# start of Stored data

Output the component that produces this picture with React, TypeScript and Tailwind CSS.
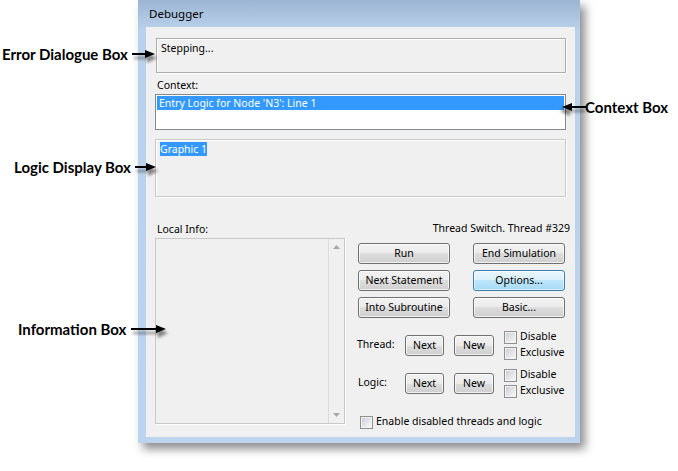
const ui = "font-['Noto_Sans',sans-serif] text-[10.5px] text-black";

function Button({ label, focus, w }: { label: string; focus?: boolean; w: string }) {
  return (
    <button
      className={`${w} h-[21px] rounded-[3px] border leading-none ${
        focus
          ? "border-[#3c7fb1] bg-[linear-gradient(to_bottom,#eaf6fd_0%,#d9f0fc_50%,#bee6fd_50%,#a7d9f5_100%)] shadow-[inset_0_0_0_1px_rgba(255,255,255,0.6)]"
          : "border-[#707070] bg-[linear-gradient(to_bottom,#f2f2f2_0%,#ebebeb_50%,#dddddd_50%,#cfcfcf_100%)] shadow-[inset_0_0_0_1px_rgba(255,255,255,0.7)]"
      }`}
    >
      {label}
    </button>
  );
}

function Check({ label }: { label: string }) {
  return (
    <div className="flex h-[16px] items-center gap-[3px]">
      <span className="h-[13px] w-[13px] shrink-0 border border-[#8e8f8f] bg-[#f4f4f4] p-[1px]">
        <span className="block h-full w-full bg-[linear-gradient(135deg,#cbcfd5,#f7f7f7)]" />
      </span>
      <span>{label}</span>
    </div>
  );
}

function Arrow({ dir = "right", w = 26 }: { dir?: "right" | "left"; w?: number }) {
  return (
    <svg width={w + 8} height={18} viewBox={`0 0 ${w + 8} 18`} className="overflow-visible">
      <defs>
        <filter id={`sh-${dir}-${w}`} x="-20%" y="-50%" width="150%" height="250%">
          <feGaussianBlur stdDeviation="1.6" />
        </filter>
      </defs>
      <g transform={dir === "left" ? `translate(${w + 8} 0) scale(-1 1)` : undefined}>
        <g opacity="0.45" filter={`url(#sh-${dir}-${w})`} transform="translate(2 4)">
          <line x1="1" y1="7" x2={w - 6} y2="7" stroke="#000" strokeWidth="2" />
          <polygon points={`${w - 8},2 ${w + 2},7 ${w - 8},12`} fill="#000" />
        </g>
        <line x1="1" y1="7" x2={w - 6} y2="7" stroke="#000" strokeWidth="2" />
        <polygon points={`${w - 8},3 ${w + 2},7 ${w - 8},11`} fill="#000" />
      </g>
    </svg>
  );
}

const note = "font-['Lato',sans-serif] font-bold text-[15px] text-black whitespace-nowrap";

export default function App() {
  return (
    <div className="relative h-[471px] w-[678px] overflow-hidden bg-white">
      {/* window */}
      <div className="ml-[138px] w-[442px] bg-[linear-gradient(to_bottom,#9cb5d3_0px,#b9d1ea_30px,#bcd4ee_100%)] pb-[6px] shadow-[5px_6px_9px_rgba(0,0,0,0.45)]">
        <div className={`${ui} flex h-[27px] items-center pl-[11px] text-[11.5px]`}>Debugger</div>
        <div className={`${ui} ml-[8px] flex h-[410px] w-[429px] flex-col bg-[#f0f0f0] pl-[9px] pr-[9px] pt-[11px]`}>
          {/* error box */}
          <div className="ml-[1px] h-[35px] border border-[#acacac] px-[4px] pt-[2px] shadow-[1px_1px_0_#fff,inset_1px_1px_0_#fff]">
            Stepping...
          </div>
          <div className="mt-[3px] h-[18px] pl-[2px] leading-[18px]">Context:</div>
          {/* context list */}
          <div className="h-[36px] border border-[#828790] bg-white p-[1px]">
            <div className="h-[14px] bg-[#3399ff] pl-[2px] leading-[14px] text-white">
              Entry Logic for Node 'N3': Line 1
            </div>
          </div>
          {/* logic display */}
          <div className="mt-[9px] h-[58px] border border-[#c8c8c8] px-[4px] pt-[2px] shadow-[1px_1px_0_#fff,inset_1px_1px_0_#fff]">
            <span className="bg-[#3399ff] text-white">Graphic 1</span>
          </div>
          {/* lower area */}
          <div className="mt-[23px] flex">
            <div className="flex w-[190px] flex-col">
              <div className="h-[18px] pl-[2px] leading-[18px]">Local Info:</div>
              <div className="flex h-[186px] border border-[#c8c8c8] shadow-[1px_1px_0_#fff]">
                <div className="flex-1" />
                <div className="flex w-[16px] flex-col items-center justify-between border-l border-[#dcdcdc] py-[6px]">
                  <svg width="7" height="4" viewBox="0 0 7 4">
                    <polygon points="0,4 3.5,0 7,4" fill="#a8a8a8" />
                  </svg>
                  <svg width="7" height="4" viewBox="0 0 7 4">
                    <polygon points="0,0 3.5,4 7,0" fill="#a8a8a8" />
                  </svg>
                </div>
              </div>
            </div>
            <div className="ml-[10px] flex flex-1 flex-col">
              <div className="-mr-[4px] h-[18px] text-right leading-[16px]">Thread Switch. Thread #329</div>
              <div className="ml-[3px] mt-[5px] grid grid-cols-[92px_92px] gap-x-[23px] gap-y-[6px]">
                <Button label="Run" w="w-[92px]" />
                <Button label="End Simulation" w="w-[92px]" />
                <Button label="Next Statement" w="w-[92px]" />
                <Button label="Options..." w="w-[92px]" focus />
                <Button label="Into Subroutine" w="w-[92px]" />
                <Button label="Basic..." w="w-[92px]" />
              </div>
              <div className="ml-[2px] mt-[11px] flex items-center">
                <span className="w-[48px]">Thread:</span>
                <Button label="Next" w="w-[39px]" />
                <span className="w-[10px]" />
                <Button label="New" w="w-[40px]" />
                <div className="ml-[10px] flex flex-col">
                  <Check label="Disable" />
                  <Check label="Exclusive" />
                </div>
              </div>
              <div className="ml-[3px] mt-[6px] flex items-center">
                <span className="w-[47px]">Logic:</span>
                <Button label="Next" w="w-[39px]" />
                <span className="w-[10px]" />
                <Button label="New" w="w-[40px]" />
                <div className="ml-[10px] flex flex-col">
                  <Check label="Disable" />
                  <Check label="Exclusive" />
                </div>
              </div>
              <div className="ml-[5px] mt-[15px]">
                <Check label="Enable disabled threads and logic" />
              </div>
            </div>
          </div>
        </div>
      </div>

      {/* annotations */}
      <div className="absolute left-[2px] top-[43px] flex items-center">
        <span className={note}>Error Dialogue Box</span>
        <span className="ml-[3px] mt-[3px]">
          <Arrow w={22} />
        </span>
      </div>
      <div className="absolute left-[14px] top-[156px] flex items-center">
        <span className={note}>Logic Display Box</span>
        <span className="ml-[3px] mt-[3px]">
          <Arrow w={20} />
        </span>
      </div>
      <div className="absolute left-[18px] top-[318px] flex items-center">
        <span className={note}>Information Box</span>
        <span className="ml-[4px] mt-[3px]">
          <Arrow w={34} />
        </span>
      </div>
      <div className="absolute left-[556px] top-[96px] flex items-center">
        <span className="mt-[3px]">
          <Arrow dir="left" w={24} />
        </span>
        <span className={`${note} -ml-[3px]`}>Context Box</span>
      </div>
    </div>
  );
}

# end of Stored data

Given problem: Return the material word for word. Pictures are not part of the copy.

The response:
Output the component that produces this picture with React, TypeScript and Tailwind CSS.
const ui = "font-['Noto_Sans',sans-serif] text-[10.5px] text-black";

function Button({ label, focus, w }: { label: string; focus?: boolean; w: string }) {
  return (
    <button
      className={`${w} h-[21px] rounded-[3px] border leading-none ${
        focus
          ? "border-[#3c7fb1] bg-[linear-gradient(to_bottom,#eaf6fd_0%,#d9f0fc_50%,#bee6fd_50%,#a7d9f5_100%)] shadow-[inset_0_0_0_1px_rgba(255,255,255,0.6)]"
          : "border-[#707070] bg-[linear-gradient(to_bottom,#f2f2f2_0%,#ebebeb_50%,#dddddd_50%,#cfcfcf_100%)] shadow-[inset_0_0_0_1px_rgba(255,255,255,0.7)]"
      }`}
    >
      {label}
    </button>
  );
}

function Check({ label }: { label: string }) {
  return (
    <div className="flex h-[16px] items-center gap-[3px]">
      <span className="h-[13px] w-[13px] shrink-0 border border-[#8e8f8f] bg-[#f4f4f4] p-[1px]">
        <span className="block h-full w-full bg-[linear-gradient(135deg,#cbcfd5,#f7f7f7)]" />
      </span>
      <span>{label}</span>
    </div>
  );
}

function Arrow({ dir = "right", w = 26 }: { dir?: "right" | "left"; w?: number }) {
  return (
    <svg width={w + 8} height={18} viewBox={`0 0 ${w + 8} 18`} className="overflow-visible">
      <defs>
        <filter id={`sh-${dir}-${w}`} x="-20%" y="-50%" width="150%" height="250%">
          <feGaussianBlur stdDeviation="1.6" />
        </filter>
      </defs>
      <g transform={dir === "left" ? `translate(${w + 8} 0) scale(-1 1)` : undefined}>
        <g opacity="0.45" filter={`url(#sh-${dir}-${w})`} transform="translate(2 4)">
          <line x1="1" y1="7" x2={w - 6} y2="7" stroke="#000" strokeWidth="2" />
          <polygon points={`${w - 8},2 ${w + 2},7 ${w - 8},12`} fill="#000" />
        </g>
        <line x1="1" y1="7" x2={w - 6} y2="7" stroke="#000" strokeWidth="2" />
        <polygon points={`${w - 8},3 ${w + 2},7 ${w - 8},11`} fill="#000" />
      </g>
    </svg>
  );
}

const note = "font-['Lato',sans-serif] font-bold text-[15px] text-black whitespace-nowrap";

export default function App() {
  return (
    <div className="relative h-[471px] w-[678px] overflow-hidden bg-white">
      {/* window */}
      <div className="ml-[138px] w-[442px] bg-[linear-gradient(to_bottom,#9cb5d3_0px,#b9d1ea_30px,#bcd4ee_100%)] pb-[6px] shadow-[5px_6px_9px_rgba(0,0,0,0.45)]">
        <div className={`${ui} flex h-[27px] items-center pl-[11px] text-[11.5px]`}>Debugger</div>
        <div className={`${ui} ml-[8px] flex h-[410px] w-[429px] flex-col bg-[#f0f0f0] pl-[9px] pr-[9px] pt-[11px]`}>
          {/* error box */}
          <div className="ml-[1px] h-[35px] border border-[#acacac] px-[4px] pt-[2px] shadow-[1px_1px_0_#fff,inset_1px_1px_0_#fff]">
            Stepping...
          </div>
          <div className="mt-[3px] h-[18px] pl-[2px] leading-[18px]">Context:</div>
          {/* context list */}
          <div className="h-[36px] border border-[#828790] bg-white p-[1px]">
            <div className="h-[14px] bg-[#3399ff] pl-[2px] leading-[14px] text-white">
              Entry Logic for Node 'N3': Line 1
            </div>
          </div>
          {/* logic display */}
          <div className="mt-[9px] h-[58px] border border-[#c8c8c8] px-[4px] pt-[2px] shadow-[1px_1px_0_#fff,inset_1px_1px_0_#fff]">
            <span className="bg-[#3399ff] text-white">Graphic 1</span>
          </div>
          {/* lower area */}
          <div className="mt-[23px] flex">
            <div className="flex w-[190px] flex-col">
              <div className="h-[18px] pl-[2px] leading-[18px]">Local Info:</div>
              <div className="flex h-[186px] border border-[#c8c8c8] shadow-[1px_1px_0_#fff]">
                <div className="flex-1" />
                <div className="flex w-[16px] flex-col items-center justify-between border-l border-[#dcdcdc] py-[6px]">
                  <svg width="7" height="4" viewBox="0 0 7 4">
                    <polygon points="0,4 3.5,0 7,4" fill="#a8a8a8" />
                  </svg>
                  <svg width="7" height="4" viewBox="0 0 7 4">
                    <polygon points="0,0 3.5,4 7,0" fill="#a8a8a8" />
                  </svg>
                </div>
              </div>
            </div>
            <div className="ml-[10px] flex flex-1 flex-col">
              <div className="-mr-[4px] h-[18px] text-right leading-[16px]">Thread Switch. Thread #329</div>
              <div className="ml-[3px] mt-[5px] grid grid-cols-[92px_92px] gap-x-[23px] gap-y-[6px]">
                <Button label="Run" w="w-[92px]" />
                <Button label="End Simulation" w="w-[92px]" />
                <Button label="Next Statement" w="w-[92px]" />
                <Button label="Options..." w="w-[92px]" focus />
                <Button label="Into Subroutine" w="w-[92px]" />
                <Button label="Basic..." w="w-[92px]" />
              </div>
              <div className="ml-[2px] mt-[11px] flex items-center">
                <span className="w-[48px]">Thread:</span>
                <Button label="Next" w="w-[39px]" />
                <span className="w-[10px]" />
                <Button label="New" w="w-[40px]" />
                <div className="ml-[10px] flex flex-col">
                  <Check label="Disable" />
                  <Check label="Exclusive" />
                </div>
              </div>
              <div className="ml-[3px] mt-[6px] flex items-center">
                <span className="w-[47px]">Logic:</span>
                <Button label="Next" w="w-[39px]" />
                <span className="w-[10px]" />
                <Button label="New" w="w-[40px]" />
                <div className="ml-[10px] flex flex-col">
                  <Check label="Disable" />
                  <Check label="Exclusive" />
                </div>
              </div>
              <div className="ml-[5px] mt-[15px]">
                <Check label="Enable disabled threads and logic" />
              </div>
            </div>
          </div>
        </div>
      </div>

      {/* annotations */}
      <div className="absolute left-[2px] top-[43px] flex items-center">
        <span className={note}>Error Dialogue Box</span>
        <span className="ml-[3px] mt-[3px]">
          <Arrow w={22} />
        </span>
      </div>
      <div className="absolute left-[14px] top-[156px] flex items-center">
        <span className={note}>Logic Display Box</span>
        <span className="ml-[3px] mt-[3px]">
          <Arrow w={20} />
        </span>
      </div>
      <div className="absolute left-[18px] top-[318px] flex items-center">
        <span className={note}>Information Box</span>
        <span className="ml-[4px] mt-[3px]">
          <Arrow w={34} />
        </span>
      </div>
      <div className="absolute left-[556px] top-[96px] flex items-center">
        <span className="mt-[3px]">
          <Arrow dir="left" w={24} />
        </span>
        <span className={`${note} -ml-[3px]`}>Context Box</span>
      </div>
    </div>
  );
}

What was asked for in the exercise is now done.